Andrew Burton Anderson
First name: Andrew Burton
Last Name: Anderson
Hometown: Ottawa, Ontario
Current Residence: Muscat, Oman
Birth Year: 1973
OAC Grad Year(s): BLA 1997
Affiliation: Alumni
OAC Pillar: Communities, Environment
About
The University of Guelph was Andrew Anderson’s first choice for his undergraduate degree due to its internationally renowned Bachelor of Landscape Architecture (BLA) program. His career has led him to a once in a lifetime opportunity, living in Oman and working with an international team of experts to develop a 425-hectare botanic garden that will be a model of conservation and sustainability.
“My landscape architecture degree changed the course of my life and laid the foundation for my personal and professional path of exploration. It taught me to combine art and science together to create meaningful places that respect both cultural and natural heritage. The lessons I learned on the importance of creativity, freedom of thought and interdisciplinary collaboration remain with me to this day.” – Andrew Anderson
Andrew found his BLA peers and faculty to be collaborative, friendly and welcoming. Landscape architecture students are infamous for working through the night in the studio, together, to meet deadlines. For Andrew and his classmates the relationships that resulted from this collaborative, supportive learning environment never ceased. Just this past summer a group of his classmates, now living on three different continents, met in Canada to go camping together.
After graduating from Guelph, Andrew practiced as a landscape architect for nearly fifteen years and returned to Guelph to teach in the landscape architecture program before deciding to further his own education. After being challenged personally and professionally with the conservation of natural and cultural heritage in the face of insensitive development, he enrolled in the UNESCO Master of Science in World Heritage Management program at University College Dublin in Ireland. As the first landscape architect to obtain this degree, he is now working with an international team of scientists and consultants to develop a conservation-based botanic garden in the Sultanate of Oman.

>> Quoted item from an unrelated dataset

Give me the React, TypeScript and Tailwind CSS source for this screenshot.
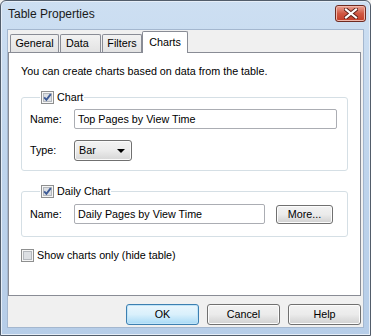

On the shores of the Arabian Sea, Oman is one of the world’s hidden gems with immense diversity of landscapes, ecosystems and plants with global scientific and environmental significance. These ecosystems and landscapes are of global scientific and environmental significance, and they will be interpreted and celebrated at the new Oman Botanic Garden. Combining his landscape architecture background and biocultural conservation expertise, Andrew acts as the connection point and interface between a large multidisciplinary team of scientists, design consultants and contractors, all working together towards the conservation of some of the world’s most beguiling landscapes.